Note-se que não prejudica nem favorece nenhum dos interessados o que se disse ou deixou de dizer em sessão de conciliação e mediação, e causa espécie o erro cometido pela Oficial de Registro de Imóveis, que não podia ter registrado o ato de nenhuma forma, nos termos do item 91 do Capítulo XIII do Tomo II das Normas de Serviço da Corregedoria Geral da Justiça: afinal, é justamente para que os interessados se possam expressar livremente e, assim, possam ter mais facilidade em chegar a uma solução consensual, que a sessão é e tem de ser confidencial.
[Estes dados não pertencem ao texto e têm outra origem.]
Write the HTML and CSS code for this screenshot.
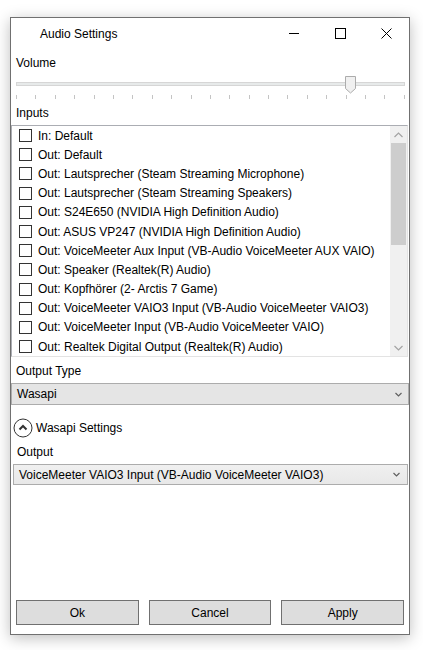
FILE: index.html
```html
<!DOCTYPE html>
<html>
<head>
<meta charset="utf-8">
<link rel="stylesheet" href="styles.css">
</head>
<body>
<div class="window">
  <div class="titlebar">
    <div class="title">Audio Settings</div>
    <div class="caption">
      <div class="cbtn"><svg width="10" height="10" viewBox="0 0 10 10"><path d="M0 5.5H10" stroke="#000" stroke-width="1"/></svg></div>
      <div class="cbtn"><svg width="11" height="11" viewBox="0 0 11 11"><rect x="0.5" y="0.5" width="10" height="10" fill="none" stroke="#000" stroke-width="1"/></svg></div>
      <div class="cbtn"><svg width="11" height="11" viewBox="0 0 11 11"><path d="M0.5 0.5L10.5 10.5M10.5 0.5L0.5 10.5" stroke="#000" stroke-width="1"/></svg></div>
    </div>
  </div>
  <div class="content">
    <div class="label">Volume</div>
    <div class="slider">
      <div class="track"></div>
      <svg class="thumb" width="11" height="18" viewBox="0 0 11 18"><path d="M0.5 0.5H10.5V12.5L5.5 17L0.5 12.5Z" fill="#f0f0f0" stroke="#acacac"/></svg>
      <div class="ticks">
        <i></i><i></i><i></i><i></i><i></i><i></i><i></i><i></i><i></i><i></i><i></i><i></i><i></i><i></i><i></i><i></i><i></i><i></i><i></i><i></i><i></i>
      </div>
    </div>
    <div class="label">Inputs</div>
    <div class="listbox">
      <div class="items">
        <div class="item"><span class="cb"></span>In: Default</div>
        <div class="item"><span class="cb"></span>Out: Default</div>
        <div class="item"><span class="cb"></span>Out: Lautsprecher (Steam Streaming Microphone)</div>
        <div class="item"><span class="cb"></span>Out: Lautsprecher (Steam Streaming Speakers)</div>
        <div class="item"><span class="cb"></span>Out: S24E650 (NVIDIA High Definition Audio)</div>
        <div class="item"><span class="cb"></span>Out: ASUS VP247 (NVIDIA High Definition Audio)</div>
        <div class="item"><span class="cb"></span>Out: VoiceMeeter Aux Input (VB-Audio VoiceMeeter AUX VAIO)</div>
        <div class="item"><span class="cb"></span>Out: Speaker (Realtek(R) Audio)</div>
        <div class="item"><span class="cb"></span>Out: Kopfhörer (2- Arctis 7 Game)</div>
        <div class="item"><span class="cb"></span>Out: VoiceMeeter VAIO3 Input (VB-Audio VoiceMeeter VAIO3)</div>
        <div class="item"><span class="cb"></span>Out: VoiceMeeter Input (VB-Audio VoiceMeeter VAIO)</div>
        <div class="item"><span class="cb"></span>Out: Realtek Digital Output (Realtek(R) Audio)</div>
      </div>
      <div class="scrollbar">
        <div class="sarrow"><svg width="9" height="6" viewBox="0 0 9 6"><path d="M0.5 5L4.5 1L8.5 5" fill="none" stroke="#a3a3a3" stroke-width="1.2"/></svg></div>
        <div class="strack"><div class="sthumb"></div></div>
        <div class="sarrow"><svg width="9" height="6" viewBox="0 0 9 6"><path d="M0.5 1L4.5 5L8.5 1" fill="none" stroke="#a3a3a3" stroke-width="1.2"/></svg></div>
      </div>
    </div>
    <div class="label label-gap">Output Type</div>
    <div class="combo combo-type"><span>Wasapi</span><svg width="7" height="5" viewBox="0 0 7 5"><path d="M0.5 1L3.5 4L6.5 1" fill="none" stroke="#606060" stroke-width="1.2"/></svg></div>
    <div class="expander">
      <div class="exp-head">
        <svg width="20" height="20" viewBox="0 0 20 20"><circle cx="10" cy="10" r="9" fill="#fff" stroke="#333" stroke-width="1"/><path d="M6.5 11.5L10 8L13.5 11.5" fill="none" stroke="#333" stroke-width="2"/></svg>
        <span>Wasapi Settings</span>
      </div>
      <div class="exp-body">
        <div class="label sub">Output</div>
        <div class="combo combo-out"><span>VoiceMeeter VAIO3 Input (VB-Audio VoiceMeeter VAIO3)</span><svg width="7" height="5" viewBox="0 0 7 5"><path d="M0.5 1L3.5 4L6.5 1" fill="none" stroke="#606060" stroke-width="1.2"/></svg></div>
      </div>
    </div>
    <div class="buttons">
      <div class="btn">Ok</div>
      <div class="btn">Cancel</div>
      <div class="btn">Apply</div>
    </div>
  </div>
</div>
</body>
</html>
```
FILE: styles.css
```css
html, body {
  margin: 0;
  padding: 0;
  background: #ffffff;
}
body {
  font-family: "Liberation Sans", Arial, sans-serif;
  font-size: 12px;
  color: #000;
  padding: 17px 0 0 10px;
  height: 650px;
  box-sizing: border-box;
  overflow: hidden;
}
.window {
  width: 400px;
  height: 618px;
  box-sizing: border-box;
  border: 1px solid #707070;
  background: #fff;
  box-shadow: 0 3px 14px rgba(0, 0, 0, 0.26);
  display: flex;
  flex-direction: column;
}
.titlebar {
  height: 30px;
  display: flex;
  align-items: center;
  flex: none;
}
.title {
  padding-left: 29px;
  flex: 1;
  line-height: 16px;
  padding-top: 1px;
}
.caption {
  display: flex;
  height: 30px;
}
.cbtn {
  width: 46px;
  height: 30px;
  display: flex;
  align-items: center;
  justify-content: center;
}
.content {
  flex: 1;
  display: flex;
  flex-direction: column;
}
.label {
  line-height: 16px;
  height: 16px;
  padding-left: 5px;
  margin-top: 7px;
}
.slider {
  position: relative;
  height: 28px;
  margin: 3px 4px 0 5px;
}
.track {
  position: absolute;
  left: 0;
  right: 0;
  top: 8px;
  height: 4px;
  box-sizing: border-box;
  border: 1px solid #d6d6d6;
  background: #e7eaea;
}
.thumb {
  position: absolute;
  top: 2px;
  left: 329px;
}
.ticks {
  position: absolute;
  left: 0;
  right: 0;
  top: 21px;
  height: 4px;
  display: flex;
  justify-content: space-between;
}
.ticks i {
  width: 1px;
  height: 4px;
  background: #c4c4c4;
}
.slider + .label {
  margin-top: 3px;
}
.listbox {
  margin-top: 4px;
  height: 232px;
  box-sizing: border-box;
  border: 1px solid #abadb3;
  border-right-color: #e3e3e3;
  border-bottom-color: #e3e3e3;
  display: flex;
  margin-right: 1px;
}
.items {
  flex: 1;
  padding-top: 0;
}
.item {
  height: 19.2px;
  display: flex;
  align-items: center;
  padding-left: 7px;
  white-space: nowrap;
}
.cb {
  width: 13px;
  height: 13px;
  box-sizing: border-box;
  border: 1px solid #333;
  background: #fff;
  margin-right: 6px;
  flex: none;
}
.scrollbar {
  width: 17px;
  background: #f0f0f0;
  display: flex;
  flex-direction: column;
}
.sarrow {
  height: 17px;
  display: flex;
  align-items: center;
  justify-content: center;
  flex: none;
}
.strack {
  flex: 1;
  padding: 0 1px;
}
.sthumb {
  height: 102px;
  background: #cdcdcd;
}
.label-gap {
  margin-top: 6px;
}
.combo {
  display: flex;
  align-items: center;
  justify-content: space-between;
  box-sizing: border-box;
  border: 1px solid #acacac;
  padding: 0 6px 0 5px;
  white-space: nowrap;
}
.combo-type {
  margin-top: 4px;
  height: 22px;
  background: #e5e5e5;
}
.combo-out {
  margin: 4px 1px 0 2px;
  height: 21px;
  background: linear-gradient(#f0f0f0, #e8e8e8);
  padding-left: 5px;
  padding-right: 7px;
}
.expander {
  margin-top: 13px;
}
.exp-head {
  display: flex;
  align-items: center;
  height: 20px;
  padding-left: 2px;
}
.exp-head span {
  margin-left: 3px;
}
.exp-body .label.sub {
  margin-top: 6px;
  padding-left: 6px;
}
.buttons {
  margin-top: auto;
  margin-bottom: 9px;
  display: grid;
  grid-template-columns: 1fr 1fr 1fr;
  gap: 10px;
  padding: 0 5px;
}
.btn {
  height: 25px;
  box-sizing: border-box;
  border: 1px solid #707070;
  background: #dddddd;
  display: flex;
  align-items: center;
  justify-content: center;
}
```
Ademais, não se pode exigir que todo confrontante, para impugnar eficazmente, esteja obrigado a realizar levantamento geodésico de seu imóvel ou, quando menos, a providenciar assistente técnico. Não se estando diante de nenhuma das hipóteses de manifestação infundada (cf. NSCGJ, II, XX, item 420.3) – ou seja, tendo sido trazida a exposição dos motivos da discordância, e tendo sido indicado, de forma plausível, onde e como se poderia dar o avanço na propriedade do impugnante –, isso basta para que se remeta o caso para a esfera jurisdicional, com a extinção do feito administrativo.
Ante o exposto, pelo meu voto, dou provimento à apelação, dando a impugnação por fundamentada para os fins do item 420.4 do Capítulo XX do Tomo II das Normas de Serviço da Corregedoria Geral da Justiça.